Barr expects to release nearly 400-page Mueller report by mid-April
The Justice Department is expected to send the report by special counsel Robert Mueller to Congress by mid-April, Attorney General William Barr wrote in a letter to the chairmen of the House and Senate Judiciary Committees Friday. Barr said that there are no plans for President Trump to review the report, which is nearly 400 pages long, excluding tables and appendices, before it is sent to Congress.
"I share your desire to ensure that Congress and the public have the opportunity to read the Special Counsel's report," Barr wrote in his letter to House Judiciary Chairman Jerry Nadler and Senate Judiciary Chairman Lindsey Graham. Barr said that the Justice Department was working with Mueller to identify and redact any information pertaining to national security, ongoing litigation and data which would "unduly infringe on the personal privacy and reputational interests of peripheral third parties."
In his letter, Barr also discussed media reports and other public statements "mischaracterizing" his first letter to Congress regarding the special counsel investigation, which he sent on Sunday.
His four-page letter summarized the key points of the Mueller report: that the special counsel had determined that Mr. Trump did not collude with Russia during the 2016 election, and had made no determination on whether the president had obstructed justice. Barr also said in that letter that he and Deputy Attorney General Rod Rosenstein, based on evidence available, determined that Mr. Trump did not obstruct justice.
While Mr.

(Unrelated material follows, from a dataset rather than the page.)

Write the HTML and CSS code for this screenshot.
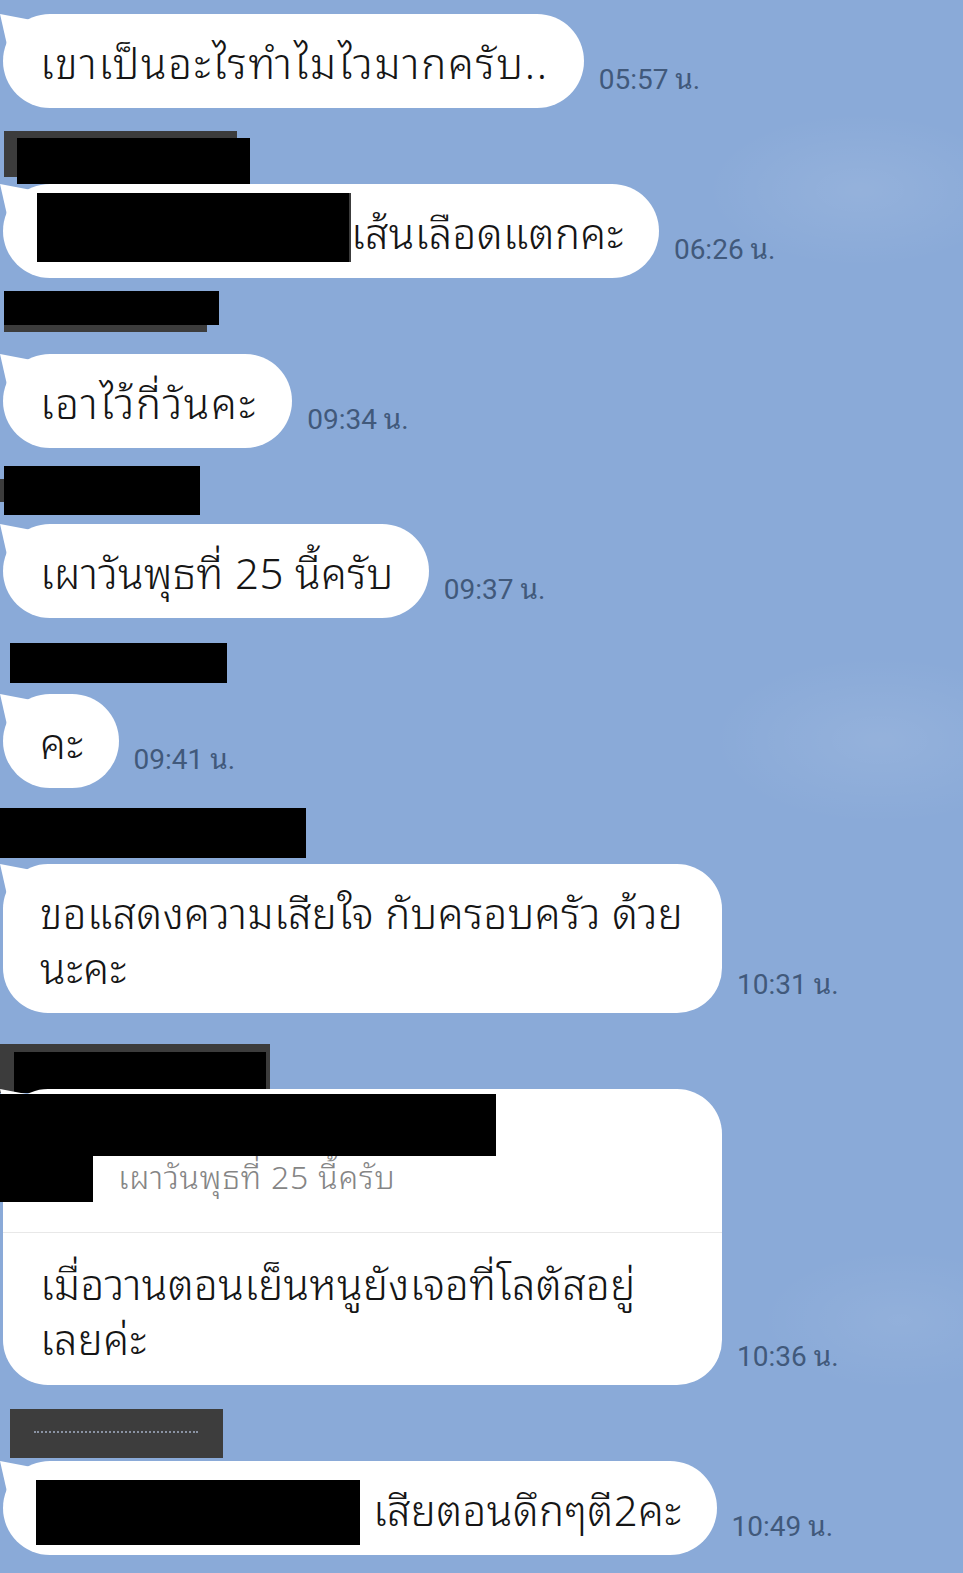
FILE: index.html
```html
<!DOCTYPE html>
<html lang="th">
<head>
	<meta charset="utf-8">
	<title>LINE chat</title>
	<link rel="stylesheet" href="styles.css">
</head>
<body>
	<div class="chat">

		<div class="msg first">
			<div class="row">
				<div class="bubble loose">เขาเป็นอะไรทำไมไวมากครับ..</div>
				<span class="time">05:57 น.</span>
			</div>
		</div>

		<div class="msg">
			<div class="name"><span class="redact n2"></span></div>
			<div class="row">
				<div class="bubble"><span class="redact inline b2"></span>เส้นเลือดแตกคะ</div>
				<span class="time">06:26 น.</span>
			</div>
		</div>

		<div class="msg">
			<div class="name"><span class="redact n3"></span></div>
			<div class="row">
				<div class="bubble loose">เอาไว้กี่วันคะ</div>
				<span class="time">09:34 น.</span>
			</div>
		</div>

		<div class="msg">
			<div class="name"><span class="redact n4"></span></div>
			<div class="row">
				<div class="bubble">เผาวันพุธที่ 25 นี้ครับ</div>
				<span class="time">09:37 น.</span>
			</div>
		</div>

		<div class="msg">
			<div class="name"><span class="redact n5"></span></div>
			<div class="row">
				<div class="bubble">คะ</div>
				<span class="time">09:41 น.</span>
			</div>
		</div>

		<div class="msg">
			<div class="name"><span class="redact n6"></span></div>
			<div class="row">
				<div class="bubble wide">ขอแสดงความเสียใจ กับครอบครัว ด้วย<br>นะคะ</div>
				<span class="time">10:31 น.</span>
			</div>
		</div>

		<div class="msg">
			<div class="name"><span class="redact n7"></span></div>
			<div class="row">
				<div class="bubble wide reply">
					<div class="quote">เผาวันพุธที่ 25 นี้ครับ</div>
					<div class="reply-body">เมื่อวานตอนเย็นหนูยังเจอที่โลตัสอยู่<br>เลยค่ะ</div>
					<span class="redact over o1"></span>
					<span class="redact over o2"></span>
				</div>
				<span class="time">10:36 น.</span>
			</div>
		</div>

		<div class="msg">
			<div class="name"><span class="redact n8"><span class="dots"></span></span></div>
			<div class="row">
				<div class="bubble"><span class="redact inline b8"></span>เสียตอนดึกๆตี2คะ</div>
				<span class="time">10:49 น.</span>
			</div>
		</div>

	</div>
</body>
</html>
```

FILE: styles.css
```css
html {
	background-color: #8aaad8;
}

body {
	margin: 0;
	min-height: 1573px;
	font-family: "Noto Sans Thai Looped", "Noto Sans Thai", Tahoma, "Noto Sans", sans-serif;
	background-color: #8aaad8;
	background-image:
		radial-gradient(ellipse 220px 110px at 860px 190px, rgba(255, 255, 255, 0.09), rgba(255, 255, 255, 0) 70%),
		radial-gradient(ellipse 240px 120px at 880px 740px, rgba(255, 255, 255, 0.09), rgba(255, 255, 255, 0) 70%),
		radial-gradient(ellipse 200px 100px at 900px 1320px, rgba(255, 255, 255, 0.07), rgba(255, 255, 255, 0) 70%);
}

.chat {
	padding-top: 14px;
}

.name {
	height: 76px;
	display: flex;
	align-items: flex-start;
}

.row {
	display: flex;
	align-items: flex-end;
	gap: 15px;
}

.bubble {
	position: relative;
	margin-left: 3px;
	padding: 19px 35px 20px 37px;
	background: #fff;
	color: #151515;
	border-radius: 47px;
	font-size: 42px;
	font-weight: 350;
	letter-spacing: 0.4px;
	line-height: 55px;
	white-space: nowrap;
}

.bubble.loose {
	letter-spacing: 1.7px;
}

/* little tail at the top left corner */
.bubble::before {
	content: "";
	position: absolute;
	left: -3px;
	top: 0;
	width: 34px;
	height: 30px;
	background: #fff;
	clip-path: polygon(0 0, 100% 22%, 100% 100%, 20% 100%);
}

.bubble.wide {
	width: 719px;
	box-sizing: border-box;
	border-radius: 45px;
}

.time {
	flex: none;
	font-family: Roboto, "Noto Sans Thai Looped", "Noto Sans Thai", sans-serif;
	font-size: 28px;
	line-height: 30px;
	color: #41597b;
	margin-bottom: 13px;
}

.redact {
	display: block;
	background: #000;
}

.redact.inline {
	display: inline-block;
	vertical-align: top;
}

.n2 {
	margin: 30px 0 0 17px;
	width: 233px;
	height: 46px;
	box-shadow: -13px -7px 0 #3c3c3c;
}

.b2 {
	width: 312px;
	height: 69px;
	margin: -10px 2px -4px -3px;
	box-shadow: 2px 0 0 #3c3c3c;
}

.n3 {
	margin: 13px 0 0 4px;
	width: 215px;
	height: 34px;
	box-shadow: -6px 13px 0 -6px #3c3c3c;
}

.n4 {
	margin: 18px 0 0 4px;
	width: 196px;
	height: 49px;
	box-shadow: -17px 0 0 -13px #3c3c3c;
}

.n5 {
	margin: 25px 0 0 10px;
	width: 217px;
	height: 40px;
}

.n6 {
	margin: 20px 0 0 0;
	width: 306px;
	height: 50px;
}

.n7 {
	margin: 31px 0 0 0;
	width: 266px;
	height: 49px;
	border-right: 4px solid #3c3c3c;
	box-shadow: inset 20px 14px 0 -6px #3c3c3c;
}

.n8 {
	margin: 24px 0 0 10px;
	width: 213px;
	height: 49px;
	background: #3d3d3d;
	position: relative;
}

.n8 .dots {
	position: absolute;
	left: 24px;
	top: 22px;
	width: 164px;
	border-top: 2px dotted #8a93a3;
}

.b8 {
	width: 324px;
	height: 65px;
	margin: 0 13px -10px -4px;
}

.reply {
	padding: 0;
	white-space: normal;
}

.quote {
	height: 144px;
	box-sizing: border-box;
	padding: 66px 0 0 115px;
	font-size: 32px;
	font-weight: 300;
	letter-spacing: 0.8px;
	line-height: 40px;
	color: #858585;
	border-bottom: 1px solid #e8e8e8;
	white-space: nowrap;
}

.reply-body {
	padding: 21px 37px 21px 37px;
}

.redact.over {
	position: absolute;
	left: -3px;
}

.o1 {
	top: 5px;
	width: 496px;
	height: 62px;
}

.o2 {
	top: 67px;
	width: 93px;
	height: 46px;
}
```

Trump has been quick to tout this letter as a total exoneration, Democrats have decried the letter as being too simple a summary of the investigation, and questioned Barr's decision making process on obstruction.
"My March 24 letter was not, and did not purport to be, an exhaustive recounting of the special counsel's investigation or report," Barr wrote, adding that the Sunday letter only summarized "the bottom line" of Mueller's report.
"I do not believe it would be in the public's interest for me to attempt to summarize the full report or to release it in serial or piecemeal fashion," Barr wrote on Friday.
Barr also said that he was available to testify before the Senate Judiciary Committee on May 1 and before House Judiciary Committee on May 2. Nadler called on Barr to testify before the committee after the attorney general sent his summary letter last week.
In a letter released late Monday, the chairs of the House Judiciary, Oversight, Intelligence, Foreign Affairs, Ways and Means and Financial Services committees said they needed access to all of Mueller's findings and investigative materials by April 2 to make an "independent assessment" of the probe. Barr's latest letter indicates that this deadline will not be met.
Responding to Barr's letter Friday, Nadler said that Congress still expects to receive the full report by the April 2 deadline, rather than the mid-April timeline Barr laid out in his letter. He also said he wants Barr "to come before Congress immediately to explain the rationale behind his letter, his rapid decision that the evidence developed was insufficient to establish an obstruction of justice offense, and his continued refusal to provide us with the full report."
Nadler also objected to Barr's move to release a redacted version of the report.
"He should work with us to request a court order to release any and all grand jury information to the House Judiciary Committee—as has occurred in every similar investigation in the past," Nadler said. "There is ample precedent for the Department of Justice sharing all of the information that the Attorney General proposes to redact to the appropriate congressional committees."
House Democratic staff were already anticipating that Barr would try to withhold portions of the report and have begun preparing the legal arguments they will use to argue they should receive not only the full report, but also all the underlying materials Mueller used to prepare it.
In a briefing Thursday, staff pointed to the 1974 Watergate investigation that preceded the resignation of President Nixon, when grand jury material was given to the House Judiciary Committee as it was conducing impeachment proceedings. And in 1998, that committee received 18 boxes of evidence including grand jury information from Independent Counsel Ken Starr when he concluded his investigation into President Clinton.
Nadler said Wednesday evening that Barr would not commit to releasing all of Mueller's underlying materials during a ten-minute phone call earlier that day. Asked if he was prepared to go to court to ask a judge to release grand jury materials to the committee, Nadler declined to answer but told reporters, "you can draw your own conclusions," indicating he is prepared to move forward with a legal challenge.
House Democrats will also argue that Barr cannot shield sensitive information from being turned over to Congress, arguing that less than a year ago, the Justice Department provided 880,000 pages of internal investigative documents from its investigation into former Secretary of State Hillary Clinton's use of a private email server, and also gave the House Intelligence Committee highly sensitive documents related to the surveillance warrant for a wiretap of former Trump campaign aide Carter Page.